Countries are right to assert their sovereignty against imperialism. Economist Shahid Alam wrote in his brilliant book
Poverty from the wealth of nations (Macmillan, 2000), “In the long run, sovereign countries will structure their international relations to develop manufactures and indigenous capital, enterprises and technological capabilities; they will impose at the outset, or gradually, policies that regulate the entry of imports and foreign capital, labor and enterprises. On the other hand, the quasi-colonies and colonies will implement policies which facilitate the free entry of imports and foreign factors; the establishment of foreign monopolies over their markets; and direct expropriation of their resources. These asymmetries ensure that loss of sovereignty will produce lower levels of industrialisation, lower levels of productivity in the subsistence sector, lower levels of human capital, lower rates of taxation and public expenditure and, finally, lower growth rates of per capita income.”[iv]
He summarised, “All other things remaining the same, the loss of sovereignty retarded industrialisation, human capital formation and economic growth. … The results showed a strong positive correlation between sovereignty and industrialisation.”[v]
This materialist analysis demolishes Anderson and Nairn’s bourgeois idealism. Nairn is a counterfeit Marxist, who distorts Marx’s thought in order to back the reactionary ideal of Scottish nationalism.

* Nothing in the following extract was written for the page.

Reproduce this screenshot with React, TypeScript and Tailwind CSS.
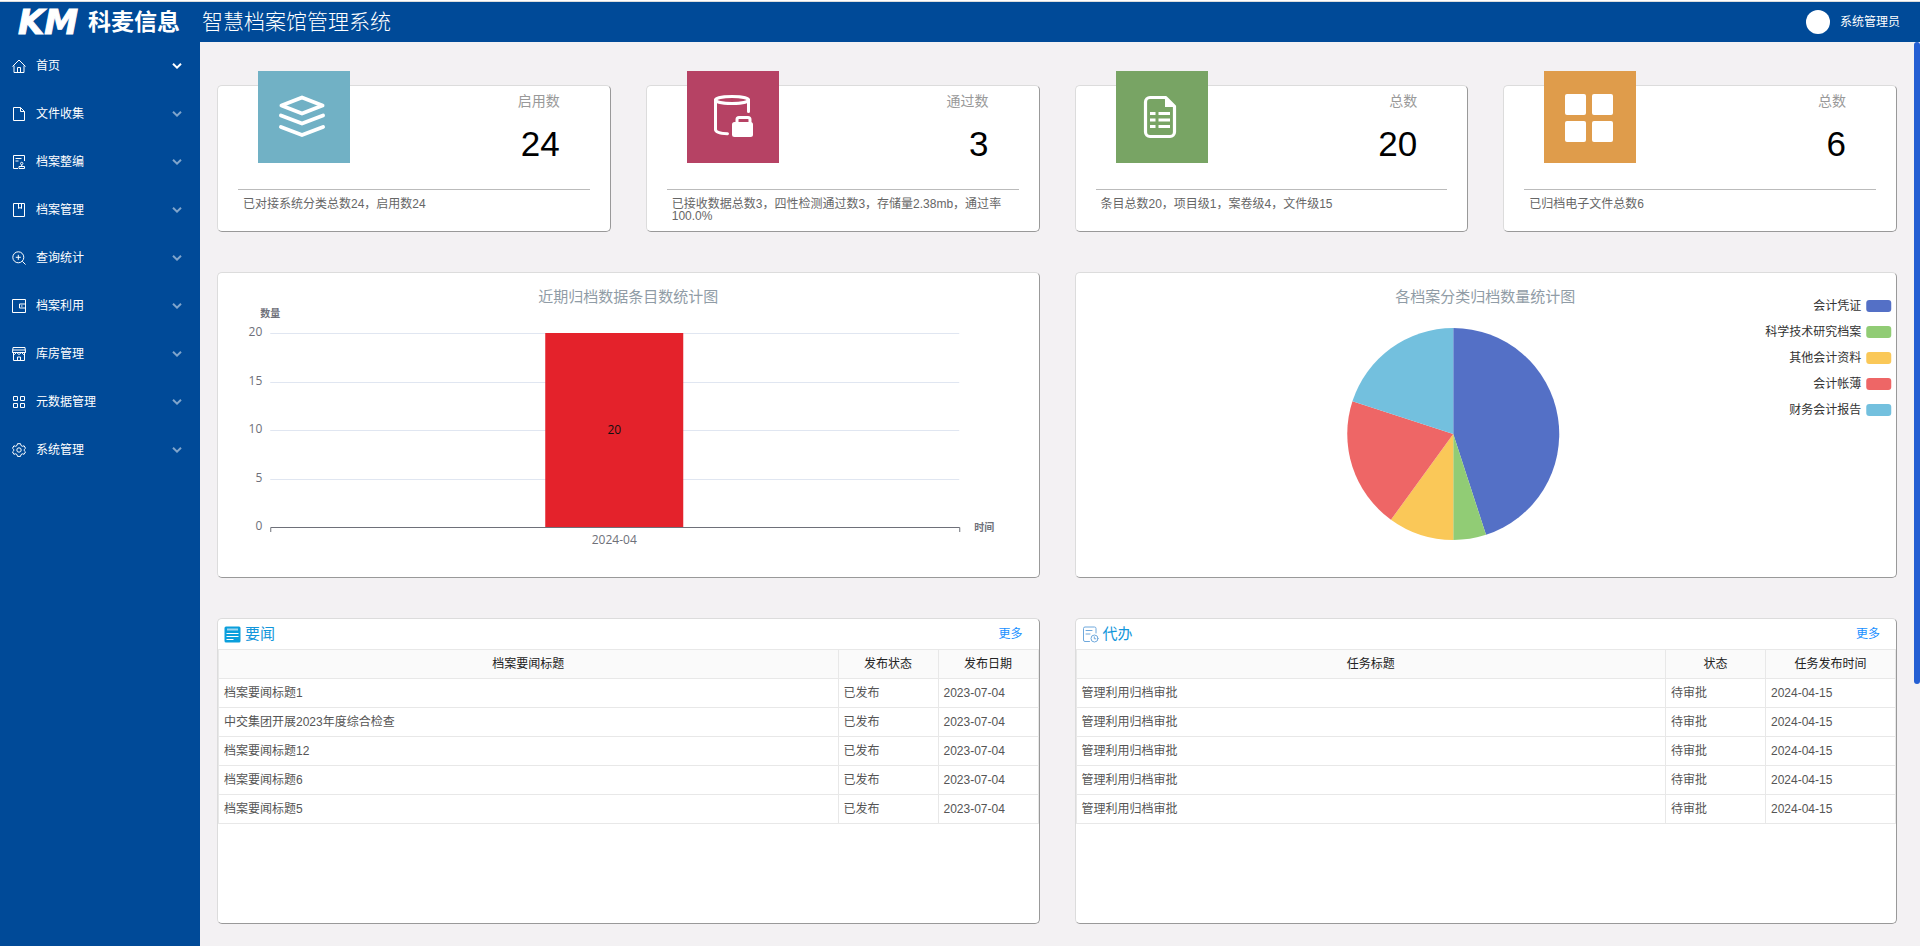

[i] Perry Anderson, Jottings on the conjuncture, New Left Review, 2007, 48, 5-37, p. 31.
[ii] Ibid, pp. 31-2.
[iii] p. 36.
[iv] M. Shahid Alam, Poverty from the wealth of nations: integration and polarization in the global economy since 1760, Macmillan, 2000, pp. 10-11.
[v] M. Shahid Alam, Poverty from the wealth of nations: integration and polarization in the global economy since 1760, Macmillan, 2000, pp. xi and 13.